TASK DETAILS — Reproduce the full listing below unchanged, apart from the pictures.

-- begin GIVEN DATA --

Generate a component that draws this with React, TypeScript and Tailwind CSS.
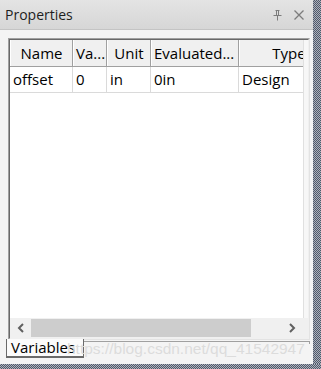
const columns = [
  { label: "Name", width: 63, align: "center" },
  { label: "Va...", width: 34, align: "left" },
  { label: "Unit", width: 44, align: "center" },
  { label: "Evaluated...", width: 88, align: "left" },
  { label: "Type", width: 100, align: "center" },
];

const row = ["offset", "0", "in", "0in", "Design"];

const dotted =
  "bg-[repeating-conic-gradient(#4e586c_0_25%,#aeb1b8_0_50%)] bg-[length:2px_2px]";

export default function App() {
  return (
    <div
      className="w-[321px] h-[369px] flex flex-col bg-[#f0f0f0] text-black overflow-hidden relative"
      style={{ fontFamily: '"Open Sans", "Noto Sans", sans-serif' }}
    >
      <div className="flex h-[364px]">
        <div className="w-[313px] flex flex-col">
          {/* title bar */}
          <div className="h-[29px] flex items-center justify-between pl-[5px] pr-[8px] bg-gradient-to-b from-[#e4e4e4] to-[#d6d6d6] border-b border-[#c4c4c4] box-content">
            <span className="text-[14px] leading-none text-[#1e1e1e]">Properties</span>
            <div className="flex items-center gap-[10px] text-[#7c7c7c]">
              <svg width="11" height="12" viewBox="0 0 11 12" fill="none" stroke="currentColor" strokeWidth="1">
                <path d="M3.5 1.5h4M4.5 1.5v5M6.5 1.5v5M1.5 6.5h8M5.5 6.5v5" />
              </svg>
              <svg width="12" height="12" viewBox="0 0 12 12" stroke="currentColor" strokeWidth="1.3">
                <path d="M1.5 1.5l9 9M10.5 1.5l-9 9" />
              </svg>
            </div>
          </div>

          {/* content */}
          <div className="flex-1 flex flex-col bg-[#f4f4f4] pt-[8px] pr-[3px]">
            <div className="ml-[8px] h-[302px] border border-[#a0a0a0] border-r-[#e3e3e3] border-b-[#e3e3e3] flex">
              <div className="flex-1 border border-[#696969] border-r-[#f0f0f0] border-b-[#f0f0f0] bg-white flex flex-col overflow-hidden">
                <div className="flex-1 flex">
                  <div className="w-[293px] overflow-hidden flex flex-col">
                    {/* header */}
                    <div className="flex h-[27px] shrink-0 bg-[#f0f0f0] border-b border-[#a0a0a0]">
                      {columns.map((c) => (
                        <div
                          key={c.label}
                          style={{ width: c.width }}
                          className={`shrink-0 h-full flex items-center border-l border-white border-r border-r-[#a0a0a0] text-[15px] whitespace-nowrap overflow-hidden ${
                            c.align === "center" ? "justify-center" : "pl-[2px]"
                          }`}
                        >
                          {c.label}
                        </div>
                      ))}
                    </div>
                    {/* data row */}
                    <div className="flex h-[26px] shrink-0 border-b border-[#dadada]">
                      {row.map((v, i) => (
                        <div
                          key={i}
                          style={{ width: columns[i].width }}
                          className="shrink-0 h-full flex items-center pl-[3px] border-r border-[#dadada] text-[15px] whitespace-nowrap"
                        >
                          {v}
                        </div>
                      ))}
                    </div>
                  </div>
                  <div className="flex-1 border-l border-[#e0e0e0] bg-[#f7f7f7]" />
                </div>
                {/* horizontal scrollbar */}
                <div className="h-[20px] shrink-0 flex items-center bg-[#f0f0f0]">
                  <div className="w-[21px] flex justify-center">
                    <svg width="8" height="10" viewBox="0 0 8 10" fill="none" stroke="#606060" strokeWidth="2">
                      <path d="M6 1L2 5l4 4" />
                    </svg>
                  </div>
                  <div className="w-[220px] h-[18px] bg-[#cdcdcd]" />
                  <div className="flex-1 flex justify-end pr-[12px]">
                    <svg width="8" height="10" viewBox="0 0 8 10" fill="none" stroke="#606060" strokeWidth="2">
                      <path d="M2 1l4 4-4 4" />
                    </svg>
                  </div>
                </div>
              </div>
            </div>

            {/* tab strip */}
            <div className="flex h-[22px] pl-[6px]">
              <div className="w-[78px] h-[19px] -mt-[1px] bg-[#fbfbfb] border border-t-0 border-[#6a6a6a] border-b-2 flex items-center pl-[4px] text-[15px] leading-none relative z-10">
                Variables
              </div>
              <div className="flex-1 h-[3px] border-t border-[#a0a0a0] border-r mt-[1px]" />
            </div>
          </div>
        </div>
        <div className={`w-[8px] ${dotted}`} />
      </div>
      <div className={`h-[5px] ${dotted}`} />

      {/* watermark */}
      <div
        className="absolute left-[67px] top-[339px] text-[15.5px] leading-[20px] text-[#dcdcdc] whitespace-nowrap pointer-events-none z-20"
        style={{ fontFamily: '"Liberation Sans", Arial, sans-serif' }}
      >
        https://blog.csdn.net/qq_41542947
      </div>
    </div>
  );
}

-- end GIVEN DATA --

WRITTEN SOLUTION —
Generate a component that draws this with React, TypeScript and Tailwind CSS.
const columns = [
  { label: "Name", width: 63, align: "center" },
  { label: "Va...", width: 34, align: "left" },
  { label: "Unit", width: 44, align: "center" },
  { label: "Evaluated...", width: 88, align: "left" },
  { label: "Type", width: 100, align: "center" },
];

const row = ["offset", "0", "in", "0in", "Design"];

const dotted =
  "bg-[repeating-conic-gradient(#4e586c_0_25%,#aeb1b8_0_50%)] bg-[length:2px_2px]";

export default function App() {
  return (
    <div
      className="w-[321px] h-[369px] flex flex-col bg-[#f0f0f0] text-black overflow-hidden relative"
      style={{ fontFamily: '"Open Sans", "Noto Sans", sans-serif' }}
    >
      <div className="flex h-[364px]">
        <div className="w-[313px] flex flex-col">
          {/* title bar */}
          <div className="h-[29px] flex items-center justify-between pl-[5px] pr-[8px] bg-gradient-to-b from-[#e4e4e4] to-[#d6d6d6] border-b border-[#c4c4c4] box-content">
            <span className="text-[14px] leading-none text-[#1e1e1e]">Properties</span>
            <div className="flex items-center gap-[10px] text-[#7c7c7c]">
              <svg width="11" height="12" viewBox="0 0 11 12" fill="none" stroke="currentColor" strokeWidth="1">
                <path d="M3.5 1.5h4M4.5 1.5v5M6.5 1.5v5M1.5 6.5h8M5.5 6.5v5" />
              </svg>
              <svg width="12" height="12" viewBox="0 0 12 12" stroke="currentColor" strokeWidth="1.3">
                <path d="M1.5 1.5l9 9M10.5 1.5l-9 9" />
              </svg>
            </div>
          </div>

          {/* content */}
          <div className="flex-1 flex flex-col bg-[#f4f4f4] pt-[8px] pr-[3px]">
            <div className="ml-[8px] h-[302px] border border-[#a0a0a0] border-r-[#e3e3e3] border-b-[#e3e3e3] flex">
              <div className="flex-1 border border-[#696969] border-r-[#f0f0f0] border-b-[#f0f0f0] bg-white flex flex-col overflow-hidden">
                <div className="flex-1 flex">
                  <div className="w-[293px] overflow-hidden flex flex-col">
                    {/* header */}
                    <div className="flex h-[27px] shrink-0 bg-[#f0f0f0] border-b border-[#a0a0a0]">
                      {columns.map((c) => (
                        <div
                          key={c.label}
                          style={{ width: c.width }}
                          className={`shrink-0 h-full flex items-center border-l border-white border-r border-r-[#a0a0a0] text-[15px] whitespace-nowrap overflow-hidden ${
                            c.align === "center" ? "justify-center" : "pl-[2px]"
                          }`}
                        >
                          {c.label}
                        </div>
                      ))}
                    </div>
                    {/* data row */}
                    <div className="flex h-[26px] shrink-0 border-b border-[#dadada]">
                      {row.map((v, i) => (
                        <div
                          key={i}
                          style={{ width: columns[i].width }}
                          className="shrink-0 h-full flex items-center pl-[3px] border-r border-[#dadada] text-[15px] whitespace-nowrap"
                        >
                          {v}
                        </div>
                      ))}
                    </div>
                  </div>
                  <div className="flex-1 border-l border-[#e0e0e0] bg-[#f7f7f7]" />
                </div>
                {/* horizontal scrollbar */}
                <div className="h-[20px] shrink-0 flex items-center bg-[#f0f0f0]">
                  <div className="w-[21px] flex justify-center">
                    <svg width="8" height="10" viewBox="0 0 8 10" fill="none" stroke="#606060" strokeWidth="2">
                      <path d="M6 1L2 5l4 4" />
                    </svg>
                  </div>
                  <div className="w-[220px] h-[18px] bg-[#cdcdcd]" />
                  <div className="flex-1 flex justify-end pr-[12px]">
                    <svg width="8" height="10" viewBox="0 0 8 10" fill="none" stroke="#606060" strokeWidth="2">
                      <path d="M2 1l4 4-4 4" />
                    </svg>
                  </div>
                </div>
              </div>
            </div>

            {/* tab strip */}
            <div className="flex h-[22px] pl-[6px]">
              <div className="w-[78px] h-[19px] -mt-[1px] bg-[#fbfbfb] border border-t-0 border-[#6a6a6a] border-b-2 flex items-center pl-[4px] text-[15px] leading-none relative z-10">
                Variables
              </div>
              <div className="flex-1 h-[3px] border-t border-[#a0a0a0] border-r mt-[1px]" />
            </div>
          </div>
        </div>
        <div className={`w-[8px] ${dotted}`} />
      </div>
      <div className={`h-[5px] ${dotted}`} />

      {/* watermark */}
      <div
        className="absolute left-[67px] top-[339px] text-[15.5px] leading-[20px] text-[#dcdcdc] whitespace-nowrap pointer-events-none z-20"
        style={{ fontFamily: '"Liberation Sans", Arial, sans-serif' }}
      >
        https://blog.csdn.net/qq_41542947
      </div>
    </div>
  );
}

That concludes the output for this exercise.